6/10
Roscoe successfully trots out his old routines for the talkies
5 April 2004
It isn't easy to track down copies of the six Vitaphone shorts Roscoe Arbuckle made in the early '30s, but classic comedy fans will find the search worthwhile. The shorts vary a bit in quality, but all are enjoyable, and each offers its own points of interest. One in particular (Buzzin' Around) is as much fun as Arbuckle's best silent comedies from the 'teens. How've You Bean? falls somewhere in the middle range, depending on how much you enjoy low comedy. But then again, if you don't care for low comedy you should steer clear of Roscoe Arbuckle anyhow.

Perhaps the most intriguing aspect of this short is the seeming attempt to promote Arbuckle and his sidekick as a Laurel & Hardy-style team. Roscoe, as a dimwitted grocer named Abner, executes several sliding falls with the elephantine grace of Oliver Hardy, while his partner Willie (Fritz Hubert) plays the blank-eyed Stan figure, at one point even scratching his hair to think a la Stanley.
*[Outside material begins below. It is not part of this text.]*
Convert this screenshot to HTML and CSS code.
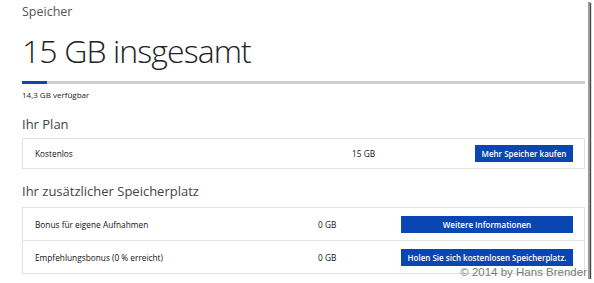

Laurel & Hardy were at the peak of their success at this time, while Arbuckle was struggling to recover his popularity after years of post-scandal exile, so it made sense to ease Roscoe back into public view as another lovable if accident-prone fat man, like Ollie. Still, the unhappy legacy of the 1921 sex scandal lingers in subtle ways: in his six Vitaphone shorts Arbuckle is never paired off romantically with a leading lady (although there's a hint of flirtation in one of the last films, In the Dough), which might also explain the attempt to link him with a male sidekick here, or with a small boy in the first short, Hey Pop!

At any rate, this comedy offers the chance to see an older Arbuckle dust off some of his grocery store gags and then disrupt a wedding party of "swells." Mexican jumping beans are inadvertently served, and soon of course the guests are hopping up and down uncontrollably. Everything happens pretty much the way it would have in a Keystone comedy of 1915, except we can hear the clunks and cries when people fall. Roscoe's mellow voice recorded nicely, but clever dialog was never intended to be the strong suit of his Vitaphone shorts: this is good old slapstick, served up straight. The man just wanted the opportunity to work again, and the success of this series proved that audiences were willing to welcome him back. Warner Brothers planned to put Roscoe Arbuckle in a series of feature films next. One wonders what sort of features he would have made if he hadn't died suddenly in the summer of 1933, around the time How've You Bean? was released.